## Short problem
Skip all pictures, then copy the lines from the start of the data through the line with "items-center bg-white pl-[2px]", keeping both ends.

## Recorded data
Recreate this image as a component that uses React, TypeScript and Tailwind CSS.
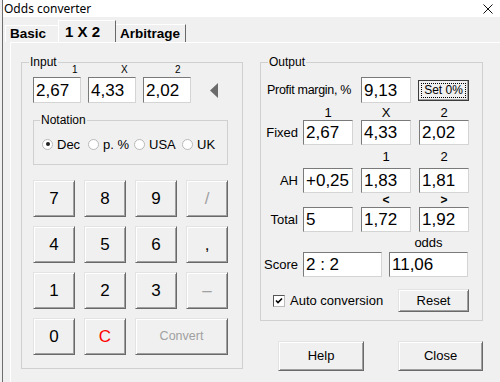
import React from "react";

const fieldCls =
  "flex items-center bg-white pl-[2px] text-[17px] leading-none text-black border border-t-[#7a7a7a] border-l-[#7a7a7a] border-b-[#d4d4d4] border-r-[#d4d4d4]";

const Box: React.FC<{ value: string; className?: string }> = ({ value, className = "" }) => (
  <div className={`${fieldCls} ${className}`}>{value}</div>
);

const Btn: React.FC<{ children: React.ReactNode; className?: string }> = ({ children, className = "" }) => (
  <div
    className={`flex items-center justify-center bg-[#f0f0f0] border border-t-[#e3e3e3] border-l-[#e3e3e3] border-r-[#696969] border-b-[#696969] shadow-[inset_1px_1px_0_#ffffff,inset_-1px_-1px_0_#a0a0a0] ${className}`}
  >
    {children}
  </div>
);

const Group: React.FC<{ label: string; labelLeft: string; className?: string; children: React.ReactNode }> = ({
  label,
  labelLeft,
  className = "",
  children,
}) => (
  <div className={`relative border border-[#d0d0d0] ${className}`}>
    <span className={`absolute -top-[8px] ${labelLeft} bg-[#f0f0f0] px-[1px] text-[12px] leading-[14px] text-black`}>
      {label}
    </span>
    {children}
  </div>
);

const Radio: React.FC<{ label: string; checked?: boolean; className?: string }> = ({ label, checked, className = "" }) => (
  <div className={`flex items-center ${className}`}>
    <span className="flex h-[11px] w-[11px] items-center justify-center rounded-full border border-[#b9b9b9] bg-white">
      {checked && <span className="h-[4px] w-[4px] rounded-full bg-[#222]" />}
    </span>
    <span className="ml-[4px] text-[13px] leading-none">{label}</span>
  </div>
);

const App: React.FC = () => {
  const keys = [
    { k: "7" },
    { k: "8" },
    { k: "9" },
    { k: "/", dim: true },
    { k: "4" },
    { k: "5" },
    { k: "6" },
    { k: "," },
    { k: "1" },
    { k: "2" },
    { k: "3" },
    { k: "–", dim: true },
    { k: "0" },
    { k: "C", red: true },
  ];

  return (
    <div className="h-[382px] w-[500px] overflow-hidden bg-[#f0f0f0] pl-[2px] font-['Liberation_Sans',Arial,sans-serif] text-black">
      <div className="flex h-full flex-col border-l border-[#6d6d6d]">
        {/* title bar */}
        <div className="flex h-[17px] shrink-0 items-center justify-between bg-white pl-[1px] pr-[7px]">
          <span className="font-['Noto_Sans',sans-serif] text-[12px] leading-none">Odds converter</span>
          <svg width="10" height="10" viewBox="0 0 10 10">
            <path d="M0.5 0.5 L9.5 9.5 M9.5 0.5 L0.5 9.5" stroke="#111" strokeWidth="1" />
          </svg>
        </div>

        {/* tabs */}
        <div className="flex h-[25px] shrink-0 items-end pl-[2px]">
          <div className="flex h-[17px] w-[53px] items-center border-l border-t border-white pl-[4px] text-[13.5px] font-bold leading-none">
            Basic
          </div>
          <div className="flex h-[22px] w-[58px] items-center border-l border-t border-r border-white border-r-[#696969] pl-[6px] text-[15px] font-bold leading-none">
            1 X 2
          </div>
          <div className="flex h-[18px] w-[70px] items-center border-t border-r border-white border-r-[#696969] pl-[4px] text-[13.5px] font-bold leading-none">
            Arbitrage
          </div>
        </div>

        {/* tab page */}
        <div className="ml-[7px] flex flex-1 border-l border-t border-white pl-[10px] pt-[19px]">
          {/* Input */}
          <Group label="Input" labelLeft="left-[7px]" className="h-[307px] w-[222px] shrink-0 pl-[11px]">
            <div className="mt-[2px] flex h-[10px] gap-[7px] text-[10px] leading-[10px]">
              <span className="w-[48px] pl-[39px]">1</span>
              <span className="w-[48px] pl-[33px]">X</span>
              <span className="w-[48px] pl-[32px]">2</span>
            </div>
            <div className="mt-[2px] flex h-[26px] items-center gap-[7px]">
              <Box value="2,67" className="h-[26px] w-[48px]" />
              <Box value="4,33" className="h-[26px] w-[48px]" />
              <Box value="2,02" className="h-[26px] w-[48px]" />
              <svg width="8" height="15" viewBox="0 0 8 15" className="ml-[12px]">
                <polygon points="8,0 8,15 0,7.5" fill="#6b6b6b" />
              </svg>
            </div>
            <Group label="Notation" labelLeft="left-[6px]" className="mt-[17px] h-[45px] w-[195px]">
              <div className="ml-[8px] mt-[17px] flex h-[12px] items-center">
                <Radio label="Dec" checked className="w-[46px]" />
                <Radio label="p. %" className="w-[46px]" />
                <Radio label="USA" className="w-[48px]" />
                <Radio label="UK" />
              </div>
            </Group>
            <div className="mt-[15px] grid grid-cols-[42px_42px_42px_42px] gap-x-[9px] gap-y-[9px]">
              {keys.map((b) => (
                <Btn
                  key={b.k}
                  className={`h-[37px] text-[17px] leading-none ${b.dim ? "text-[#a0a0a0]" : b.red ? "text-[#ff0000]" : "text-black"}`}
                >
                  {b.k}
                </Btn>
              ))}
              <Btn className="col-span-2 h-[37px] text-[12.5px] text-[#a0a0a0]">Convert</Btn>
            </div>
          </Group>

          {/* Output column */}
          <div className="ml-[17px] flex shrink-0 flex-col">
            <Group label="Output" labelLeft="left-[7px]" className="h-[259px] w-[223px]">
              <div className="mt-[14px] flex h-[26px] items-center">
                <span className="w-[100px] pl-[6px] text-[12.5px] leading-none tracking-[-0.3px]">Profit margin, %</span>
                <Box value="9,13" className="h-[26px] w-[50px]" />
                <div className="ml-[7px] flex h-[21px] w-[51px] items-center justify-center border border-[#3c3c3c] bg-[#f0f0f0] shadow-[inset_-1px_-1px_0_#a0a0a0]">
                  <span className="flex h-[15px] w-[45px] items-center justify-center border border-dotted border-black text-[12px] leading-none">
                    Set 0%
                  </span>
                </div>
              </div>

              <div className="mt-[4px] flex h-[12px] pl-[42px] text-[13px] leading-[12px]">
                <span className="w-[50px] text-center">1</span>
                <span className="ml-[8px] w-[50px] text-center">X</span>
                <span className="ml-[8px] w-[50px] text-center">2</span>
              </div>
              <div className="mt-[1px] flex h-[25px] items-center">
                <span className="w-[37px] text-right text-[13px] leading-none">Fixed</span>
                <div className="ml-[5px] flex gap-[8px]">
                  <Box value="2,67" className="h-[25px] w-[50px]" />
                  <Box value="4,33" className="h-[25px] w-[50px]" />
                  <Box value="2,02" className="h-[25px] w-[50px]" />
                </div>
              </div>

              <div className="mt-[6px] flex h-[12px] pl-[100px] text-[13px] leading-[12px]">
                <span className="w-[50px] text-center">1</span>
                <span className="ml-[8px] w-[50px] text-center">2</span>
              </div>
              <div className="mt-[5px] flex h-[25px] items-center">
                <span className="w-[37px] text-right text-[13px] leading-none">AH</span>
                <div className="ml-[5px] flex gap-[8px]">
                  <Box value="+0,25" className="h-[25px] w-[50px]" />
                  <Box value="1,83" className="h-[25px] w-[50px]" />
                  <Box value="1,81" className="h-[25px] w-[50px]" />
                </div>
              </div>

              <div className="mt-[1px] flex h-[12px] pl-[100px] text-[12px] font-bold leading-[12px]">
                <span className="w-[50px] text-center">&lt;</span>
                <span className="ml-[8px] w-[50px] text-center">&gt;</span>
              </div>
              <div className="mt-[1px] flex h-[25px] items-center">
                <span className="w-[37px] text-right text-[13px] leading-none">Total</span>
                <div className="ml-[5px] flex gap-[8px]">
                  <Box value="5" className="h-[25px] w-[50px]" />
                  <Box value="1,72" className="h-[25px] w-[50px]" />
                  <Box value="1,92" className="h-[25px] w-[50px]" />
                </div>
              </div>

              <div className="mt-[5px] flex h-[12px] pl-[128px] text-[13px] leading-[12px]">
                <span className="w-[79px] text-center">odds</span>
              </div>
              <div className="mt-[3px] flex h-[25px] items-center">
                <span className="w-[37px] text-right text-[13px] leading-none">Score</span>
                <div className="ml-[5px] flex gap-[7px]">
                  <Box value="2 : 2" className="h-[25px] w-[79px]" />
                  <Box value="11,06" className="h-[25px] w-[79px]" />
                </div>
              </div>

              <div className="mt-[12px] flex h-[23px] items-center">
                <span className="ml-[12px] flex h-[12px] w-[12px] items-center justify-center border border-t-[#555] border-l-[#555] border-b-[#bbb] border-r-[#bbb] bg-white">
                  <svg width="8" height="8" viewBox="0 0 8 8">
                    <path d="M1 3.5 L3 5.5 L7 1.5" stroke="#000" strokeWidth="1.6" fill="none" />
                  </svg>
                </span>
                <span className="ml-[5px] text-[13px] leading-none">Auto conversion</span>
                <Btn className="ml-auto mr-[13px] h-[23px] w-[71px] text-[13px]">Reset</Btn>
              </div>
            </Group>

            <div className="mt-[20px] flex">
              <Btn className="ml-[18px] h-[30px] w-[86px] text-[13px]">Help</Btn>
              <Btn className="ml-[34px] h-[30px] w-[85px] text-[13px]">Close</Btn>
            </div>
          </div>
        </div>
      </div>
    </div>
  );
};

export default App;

## Full solution
Recreate this image as a component that uses React, TypeScript and Tailwind CSS.
import React from "react";

const fieldCls =
  "flex items-center bg-white pl-[2px] text-[17px] leading-none text-black border border-t-[#7a7a7a] border-l-[#7a7a7a] border-b-[#d4d4d4] border-r-[#d4d4d4]";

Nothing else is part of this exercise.